Court litigation drains resources through filing fees and discovery costs, while ADR methods like mediation can conclude in hours or days. This efficiency makes ADR less costly than commercial litigation by a lot. In this piece, we’ll walk you through the advantages of alternative dispute resolution for your dispute resolution business needs. We’ll cover the benefits of ADR methods, when to use alternative dispute resolution business solutions, and the advantages and disadvantages of alternative dispute resolution compared to traditional court proceedings.
What Is Alternative Dispute Resolution for Your Business
Alternative dispute resolution refers to methods of resolving conflicts outside traditional courtroom litigation. A neutral third party helps parties reach an agreement through processes like mediation, arbitration, or negotiation. These methods provide alternatives to having a judge or jury decide the outcome of your dispute.
Mediation Explained
Mediation involves a neutral mediator who helps disputing parties discuss and resolve their conflict. The mediator doesn’t have authority to impose decisions or determine who’s right or wrong. They help conversation between parties so they can reach a voluntary agreement.

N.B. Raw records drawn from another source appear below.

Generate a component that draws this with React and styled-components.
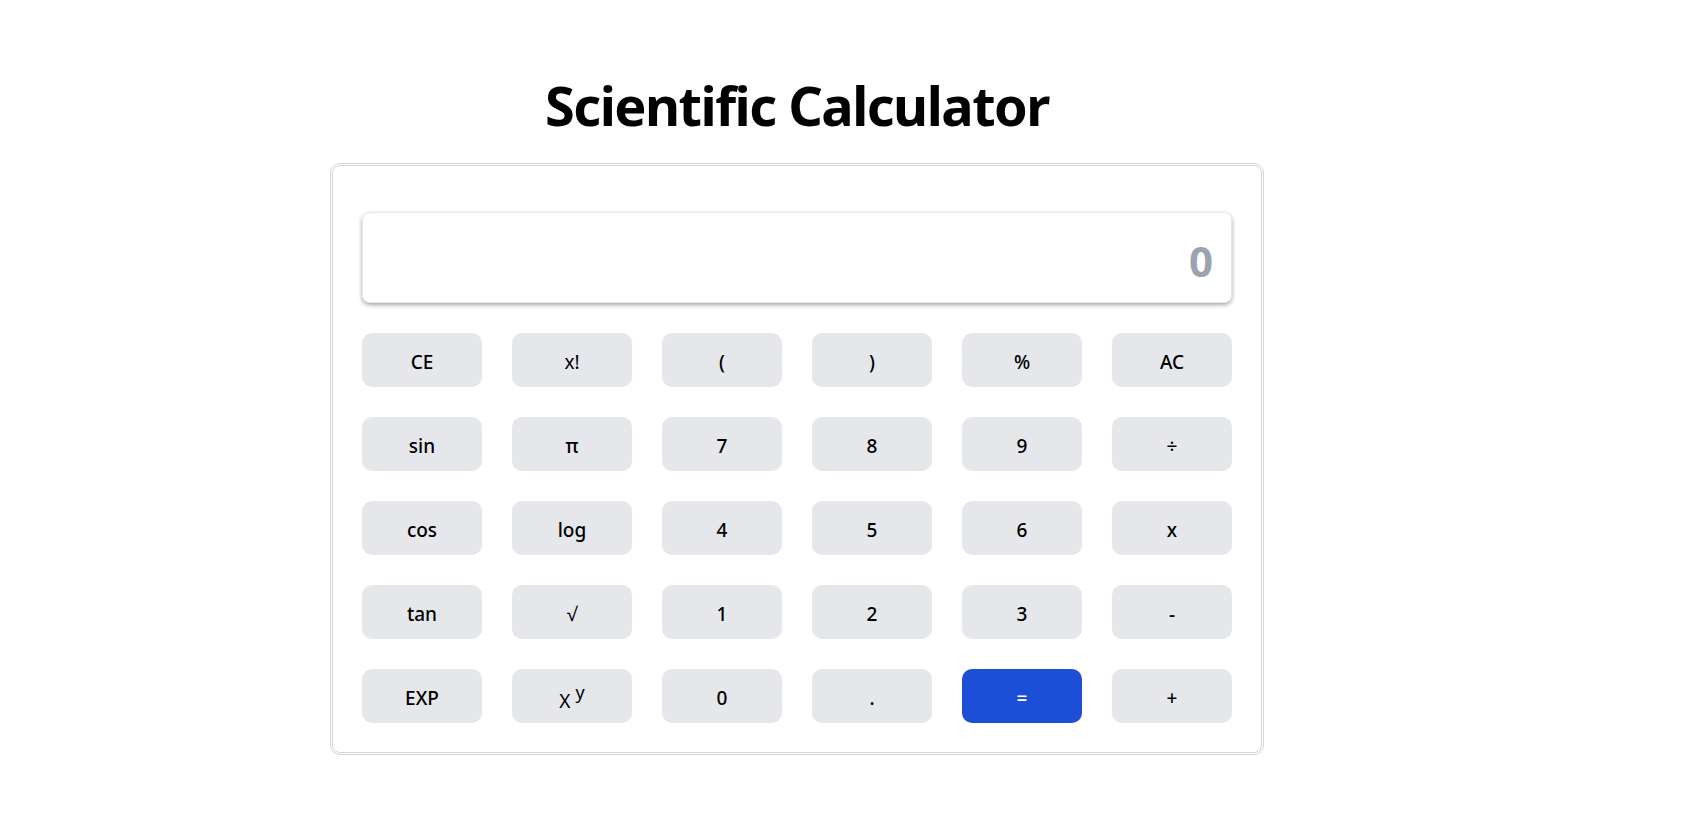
import React, { useState } from "react";
import styled, { createGlobalStyle } from "styled-components";

const GlobalStyle = createGlobalStyle`
  body {
    margin: 0;
    background: #ffffff;
    font-family: "Noto Sans", "Open Sans", sans-serif;
    color: #000000;
  }
`;

const Page = styled.div`
  display: flex;
  flex-direction: column;
  align-items: center;
  width: 1594px;
  padding-top: 75px;
  box-sizing: border-box;
`;

const Title = styled.h1`
  margin: 0 0 28px;
  font-size: 54px;
  line-height: 60px;
  font-weight: 700;
  letter-spacing: -1.5px;
`;

const Card = styled.div`
  width: 934px;
  box-sizing: border-box;
  border: 3px double #d1d5db;
  border-radius: 10px;
  padding: 46px 29px 29px;
`;

const Display = styled.div`
  height: 91px;
  box-sizing: border-box;
  margin-bottom: 30px;
  border: 1px solid #e5e7eb;
  border-radius: 8px;
  box-shadow: 0 2px 4px rgba(0, 0, 0, 0.35);
  display: flex;
  align-items: center;
  justify-content: flex-end;
  padding: 6px 18px 0;
  font-size: 42px;
  font-weight: 700;
  color: #9ca3af;
`;

const Keypad = styled.div`
  display: grid;
  grid-template-columns: repeat(6, 120px);
  grid-auto-rows: 54px;
  gap: 30px;
`;

const Key = styled.button`
  border: none;
  border-radius: 10px;
  padding: 4px 0 0;
  font-family: inherit;
  font-size: 19px;
  font-weight: ${({ $light }) => ($light ? 400 : 500)};
  background-color: ${({ $primary }) => ($primary ? "#1d4ed8" : "#e5e7eb")};
  color: ${({ $primary }) => ($primary ? "#ffffff" : "#000000")};
  cursor: pointer;
`;

const Sup = styled.sup`
  font-size: 18px;
  margin-left: 5px;
  position: relative;
  top: -2px;
`;

const keys = [
  "CE", "x!", "(", ")", "%", "AC",
  "sin", "π", "7", "8", "9", "÷",
  "cos", "log", "4", "5", "6", "x",
  "tan", "√", "1", "2", "3", "-",
  "EXP", "pow", "0", ".", "=", "+",
];

const App = () => {
  const [value, setValue] = useState("0");

  const press = (k) => {
    if (k === "AC") return setValue("0");
    if (k === "CE") return setValue((v) => (v.length > 1 ? v.slice(0, -1) : "0"));
    if (k === "=") return;
    setValue((v) => (v === "0" ? k : v + k));
  };

  return (
    <Page>
      <GlobalStyle />
      <Title>Scientific Calculator</Title>
      <Card>
        <Display>{value}</Display>
        <Keypad>
          {keys.map((k) =>
            k === "pow" ? (
              <Key key={k} $light onClick={() => press("^")}>
                X<Sup>y</Sup>
              </Key>
            ) : (
              <Key
                key={k}
                $primary={k === "="}
                $light={k === "√" || k === "x!"}
                onClick={() => press(k)}
              >
                {k}
              </Key>
            )
          )}
        </Keypad>
      </Card>
    </Page>
  );
};

export default App;
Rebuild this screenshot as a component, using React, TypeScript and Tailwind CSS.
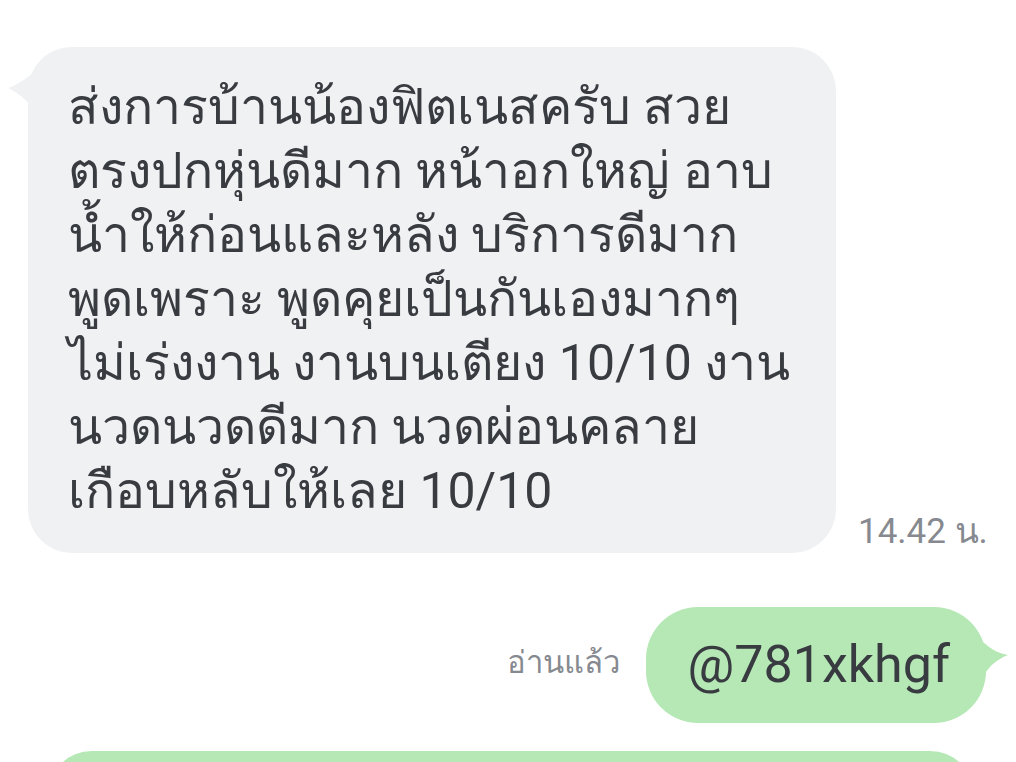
import React from "react";

const lines = [
  "ส่งการบ้านน้องฟิตเนสครับ สวย",
  "ตรงปกหุ่นดีมาก หน้าอกใหญ่ อาบ",
  "น้ำให้ก่อนและหลัง บริการดีมาก",
  "พูดเพราะ พูดคุยเป็นกันเองมากๆ",
  "ไม่เร่งงาน งานบนเตียง 10/10 งาน",
  "นวดนวดดีมาก นวดผ่อนคลาย",
  "เกือบหลับให้เลย 10/10",
];

const App = () => {
  return (
    <div
      className="w-[1016px] h-[762px] overflow-hidden bg-white relative"
      style={{ fontFamily: "Roboto, 'Noto Sans', 'DejaVu Sans', sans-serif" }}
    >
      {/* incoming message */}
      <div className="flex items-end pt-[47px] pl-[28px]">
        <div className="relative">
          <svg
            className="absolute left-[-20px] top-[20px]"
            width="30"
            height="50"
            viewBox="0 0 30 50"
          >
            <path d="M0 21 C10 18 20 10 30 2 L30 48 C22 36 14 28 0 21 Z" fill="#f0f1f3" />
          </svg>
          <div className="relative w-[808px] rounded-[44px] bg-[#f0f1f3] pl-[40px] pr-[20px] pt-[28px] pb-[30px] text-[50px] leading-[64px] text-[#383b40]">
            {lines.map((l, i) => (
              <div key={i} className="whitespace-nowrap">
                {l}
              </div>
            ))}
          </div>
        </div>
        <div className="ml-[22px] mb-[1px] text-[35px] leading-[40px] text-[#868a90] whitespace-nowrap">
          14.42 น.
        </div>
      </div>

      {/* outgoing message */}
      <div className="flex items-center justify-end pr-[30px] mt-[54px]">
        <div className="mr-[26px] mb-[4px] text-[31px] text-[#868a90] whitespace-nowrap">อ่านแล้ว</div>
        <div className="relative">
          <div className="h-[116px] rounded-[52px] bg-[#b6e8b6] pl-[42px] pr-[36px] flex items-center text-[52px] text-[#383b40]">
            @781xkhgf
          </div>
          <svg
            className="absolute right-[-24px] top-[30px]"
            width="30"
            height="40"
            viewBox="0 0 30 40"
          >
            <path d="M0 2 C8 10 16 16 28 18 C18 22 10 28 4 38 Z" fill="#b6e8b6" />
          </svg>
        </div>
      </div>

      {/* next message, cut off */}
      <div className="ml-[48px] mr-[42px] mt-[28px] h-[80px] rounded-t-[44px] bg-[#b6e8b6]" />
    </div>
  );
};

export default App;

Parties describe issues, discuss interests, and explore resolution ideas together during mediation sessions. The mediator might conduct the entire process in joint sessions or move to separate rooms and use shuttle diplomacy to bridge gaps between positions. Then mediation sessions often conclude quickly. Many business disputes get resolved in one or two days.
The process remains confidential, which protects sensitive business information from public exposure. To cite an instance, discussions during mediation cannot be used against either party if the dispute later goes to court. Parties create their own settlement terms, so they’re more likely to honor agreements reached through mediation.
According to the American Arbitration Association (“AAA”), 57% of consumer cases and 77% of employment cases settled before arbitration awards were issued in 2025. This demonstrates how parties often resolve disputes through settlement discussions even when formal proceedings are underway.
Arbitration Explained
Arbitration is a binding process where one or more neutral arbitrators resolve disputes between parties. The arbitrator serves as a decision-maker who listens to evidence, hears arguments, and renders a final ruling. This is different from mediation.
The process resembles a trial but operates privately. Parties present opening statements and evidence to the arbitrator, who then issues an arbitration award. Federal district court cases took an average of 24.2 months just to reach trial, while AAA arbitrations averaged 11.6 months to full resolution. Cases undergoing appellate review in federal court required 33.6 months to conclude.
Parties control most aspects of the arbitration process. They select arbitrators with expertise relevant to their dispute, whether that’s construction, employment, or commercial real estate. They can choose the arbitration location and establish hearing schedules. They determine procedural rules. This flexibility stands in sharp contrast to traditional litigation, where judges are randomly assigned and courtroom procedures are rigid.
Arbitration awards are final and binding. Awards can be enforced in court with only limited grounds for appeal, such as fraud or corruption, under federal and state law. This finality means parties can move forward once the arbitrator issues a decision.
Negotiation as an ADR Method
Negotiation is different from both mediation and arbitration because no neutral third party participates. Parties communicate directly with each other or through their lawyers to reach an agreement. This makes negotiation the simplest and most affordable ADR method.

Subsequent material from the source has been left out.